Despite questions over methodology, percentages and the need to adjust for context, the basic principle is accepted and much of the continuing debate surrounds reasons for 'non-firing', attributed by Marshall to social conditioning. This was partially supported by historians like Omer Bartov, who suggests deliberate brutalisation as one reason for the Wehrmacht's higher combat performance compared to other armies. Social norms against killing were weakened by a combination of the long-standing German military doctrine of wide scale reprisals against civilians and Nazi propaganda describing opponents as "sub-human". However, Bartov identified other elements in overcoming this reluctance, the strongest being loyalty to the group; paradoxically, the enormous casualties suffered by the Wehrmacht led to an increased focus on sections of 4–6 'comrades', which were far better at maintaining morale and fighting ability.
https://en.wikipedia.org/wiki/S.L.A._Marshall

>> No.20011838

I saw a cute girl in the metro today and she was reading this

>> No.20011852

>>20011251
Regarding Machiavelli, a person who prefers republicanism can still prefer a strong monarchy.
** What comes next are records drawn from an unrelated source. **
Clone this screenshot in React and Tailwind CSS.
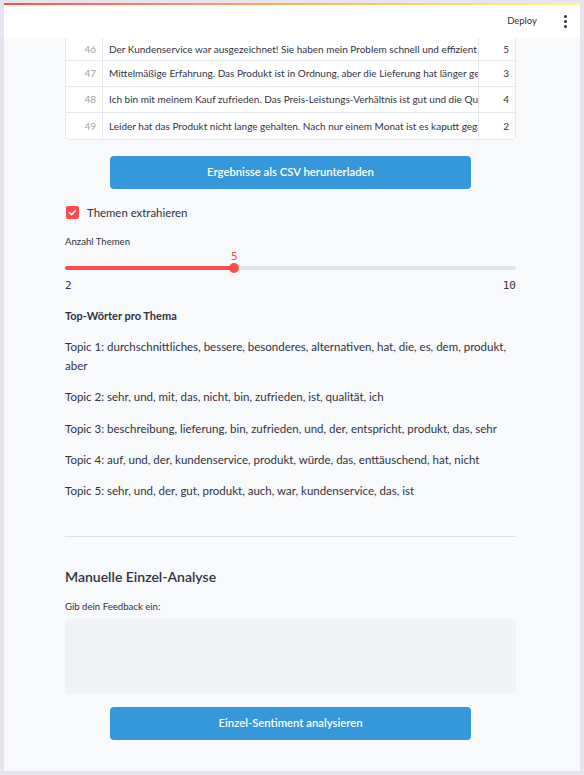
import React from "react";

const rows = [
  { i: 46, t: "Der Kundenservice war ausgezeichnet! Sie haben mein Problem schnell und effizient gelöst.", r: 5, h: "h-[23px]" },
  { i: 47, t: "Mittelmäßige Erfahrung. Das Produkt ist in Ordnung, aber die Lieferung hat länger gedauert als erwartet.", r: 3, h: "h-[26px]" },
  { i: 48, t: "Ich bin mit meinem Kauf zufrieden. Das Preis-Leistungs-Verhältnis ist gut und die Qualität stimmt.", r: 4, h: "h-[26px]" },
  { i: 49, t: "Leider hat das Produkt nicht lange gehalten. Nach nur einem Monat ist es kaputt gegangen.", r: 2, h: "h-[26px]" },
];

const topics = [
  "Topic 1: durchschnittliches, bessere, besonderes, alternativen, hat, die, es, dem, produkt, aber",
  "Topic 2: sehr, und, mit, das, nicht, bin, zufrieden, ist, qualität, ich",
  "Topic 3: beschreibung, lieferung, bin, zufrieden, und, der, entspricht, produkt, das, sehr",
  "Topic 4: auf, und, der, kundenservice, produkt, würde, das, enttäuschend, hat, nicht",
  "Topic 5: sehr, und, der, gut, produkt, auch, war, kundenservice, das, ist",
];

export default function App() {
  return (
    <div
      className="w-[584px] h-[775px] bg-[#e8e4ee] pt-[3px] pl-[4px] pr-[4px] pb-[4px] flex flex-col text-[#31333f]"
      style={{ fontFamily: "Lato, 'Noto Sans', sans-serif" }}
    >
      <div className="h-[2px] bg-gradient-to-r from-[#ff4b4b] to-[#fffd80]" />
      <div className="h-[33px] bg-white flex items-center justify-end pr-[13px]">
        <span className="text-[9.5px] text-[#31333f] mr-[27px]">Deploy</span>
        <div className="flex flex-col gap-[2px]">
          <span className="w-[3px] h-[3px] rounded-full bg-[#31333f]" />
          <span className="w-[3px] h-[3px] rounded-full bg-[#31333f]" />
          <span className="w-[3px] h-[3px] rounded-full bg-[#31333f]" />
        </div>
      </div>
      <div className="flex-1 bg-[#f8f9fb] overflow-hidden pl-[61px] pr-[60px]">
        <div className="w-[451px]">
          {/* table */}
          <div className="bg-white border-x border-b border-[#e6e9ef] rounded-b-[5px] overflow-hidden">
            {rows.map((row, idx) => (
              <div
                key={row.i}
                className={`flex ${row.h} ${idx < rows.length - 1 ? "border-b border-[#e6e9ef]" : ""} text-[10px]`}
              >
                <div className="w-[37px] shrink-0 border-r border-[#e6e9ef] flex items-center justify-end pr-[6px] text-[#9ea1aa]">
                  {row.i}
                </div>
                <div className="w-[376px] shrink-0 border-r border-[#e6e9ef] flex items-center pl-[6px] overflow-hidden whitespace-nowrap">
                  {row.t}
                </div>
                <div className="flex-1 flex items-center justify-end pr-[6px]">{row.r}</div>
              </div>
            ))}
          </div>

          {/* CSV button */}
          <div className="flex justify-center mt-[16px]">
            <button className="w-[361px] h-[33px] rounded-[4px] bg-[#3498db] text-white text-[11.3px] font-semibold">
              Ergebnisse als CSV herunterladen
            </button>
          </div>

          {/* checkbox */}
          <div className="flex items-center mt-[17px] h-[13px]">
            <div className="ml-[1px] w-[13px] h-[13px] rounded-[2px] bg-[#ff4b4b] flex items-center justify-center">
              <svg width="9" height="9" viewBox="0 0 12 12" fill="none">
                <path d="M2 6.2 L4.8 9 L10 3.3" stroke="white" strokeWidth="2" strokeLinecap="round" strokeLinejoin="round" />
              </svg>
            </div>
            <span className="ml-[8px] text-[11.4px]">Themen extrahieren</span>
          </div>

          {/* slider */}
          <div className="mt-[16px] text-[9.6px] leading-[14px]">Anzahl Themen</div>
          <div className="relative h-[28px] mt-[2px]">
            <div
              className="absolute text-[#ff4b4b] text-[11px] leading-[12px]"
              style={{ left: "166px", top: "0px", fontFamily: "'DejaVu Sans Mono', monospace" }}
            >
              5
            </div>
            <div className="absolute left-0 right-0 top-[15px] h-[4px] rounded-full bg-[#e2e5ea]" />
            <div className="absolute left-0 top-[15px] h-[4px] w-[169px] rounded-l-full bg-[#ff4b4b]" />
            <div className="absolute top-[12px] left-[164px] w-[10px] h-[10px] rounded-full bg-[#ff4b4b]" />
          </div>
          <div
            className="flex justify-between text-[11px] leading-[14px] mt-[0px]"
            style={{ fontFamily: "'DejaVu Sans Mono', monospace" }}
          >
            <span>2</span>
            <span>10</span>
          </div>

          {/* topics */}
          <div className="mt-[14px] text-[11px] font-bold leading-[18px]">Top-Wörter pro Thema</div>
          <div className="mt-[12px] text-[11.5px] leading-[19px] flex flex-col gap-[12.3px]">
            {topics.map((t) => (
              <p key={t}>{t}</p>
            ))}
          </div>

          {/* divider */}
          <div className="mt-[36px] border-t border-[#dcdfe4]" />

          <h2 className="mt-[30px] text-[14px] font-semibold text-[#31333f] leading-[20px]">Manuelle Einzel-Analyse</h2>
          <div className="mt-[13px] text-[9.6px] leading-[14px]">Gib dein Feedback ein:</div>
          <div className="mt-[5px] h-[75px] rounded-[5px] bg-[#f0f2f6]" />

          <div className="flex justify-center mt-[13px]">
            <button className="w-[361px] h-[33px] rounded-[4px] bg-[#3498db] text-white text-[11.3px] font-semibold">
              Einzel-Sentiment analysieren
            </button>
          </div>
        </div>
      </div>
    </div>
  );
}
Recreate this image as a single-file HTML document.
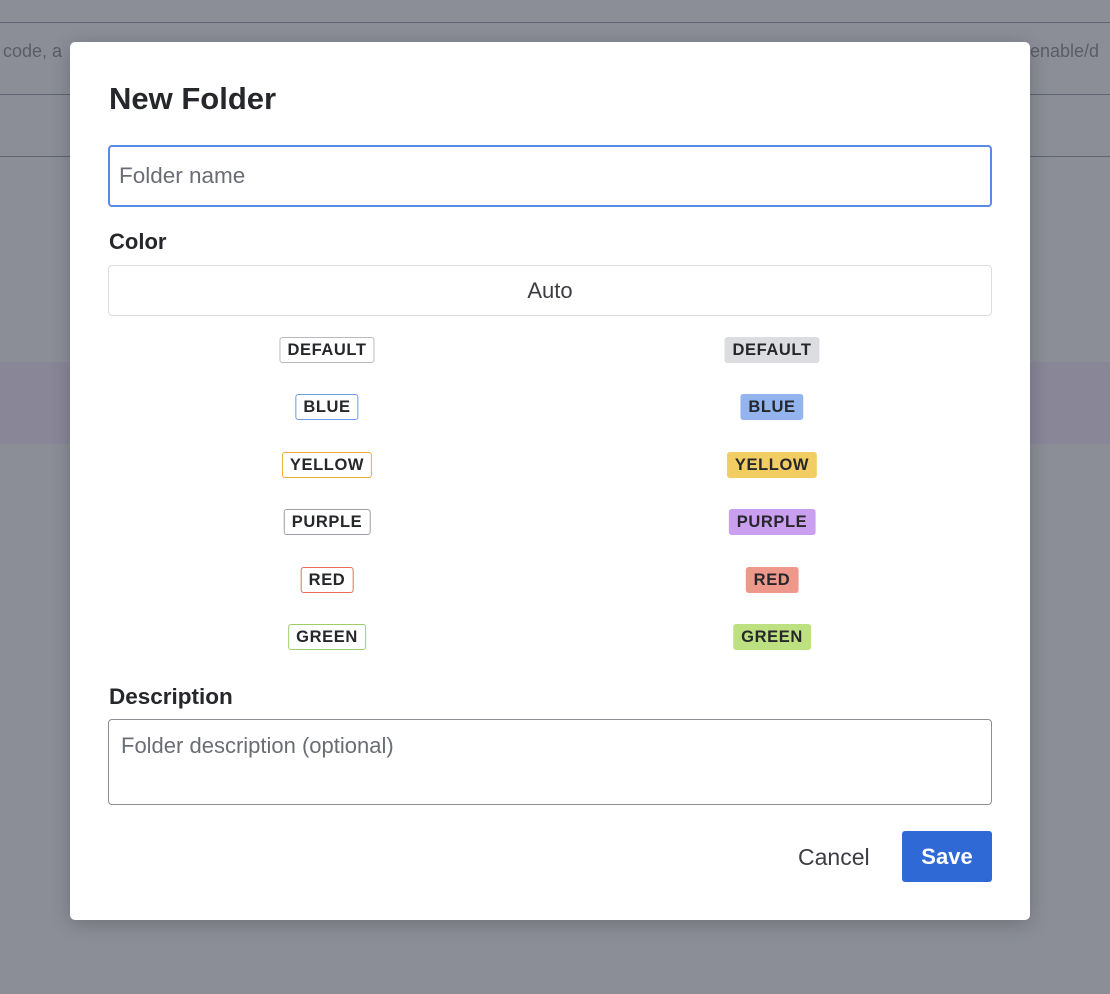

His preference for republicanism was practical, he thought it built stronger institutions. It was not based on our modern conceptions of people having rights to take part in their government

>> No.20011854

>>20009897
The Dutch are based. 3 of the best people I know are Dutch.
>>20009888
Sounds gay, >>20011043 also about what I expected.

>> No.20012010

>>20011852
I was just being skeptical of Machiavelli being,you know "teacher of evil" by Strauss,life is not black and white no matter what people says.
There are lot of interpretations of The Prince,you can´t take by it face value,you need to know he was tortured,he also has other books for example on Livy,so it´s not that simple,still i believe somehow it´s a satire AND political philosophy,it´s my opinion.

>> No.20012091

When did the word change from mankind to humankind. I've noticed it's everywhere. It sounds retarded. Just say humanity.

>> No.20012797

>>20012091
I gotta assume he did it here because he says that humans are kind.

>> No.20012912

I am loving the Dutch posting lately. Makes /lit/ feel a little bit more like home, like a little colony.

>> No.20013684

>>20012091
Just say, Most People Aren't So Bad

>> No.20014133

>>20009888
You are not "a human". You are a man. And the title is "Human kind", not "Humankind". "Humankind" is incorrect.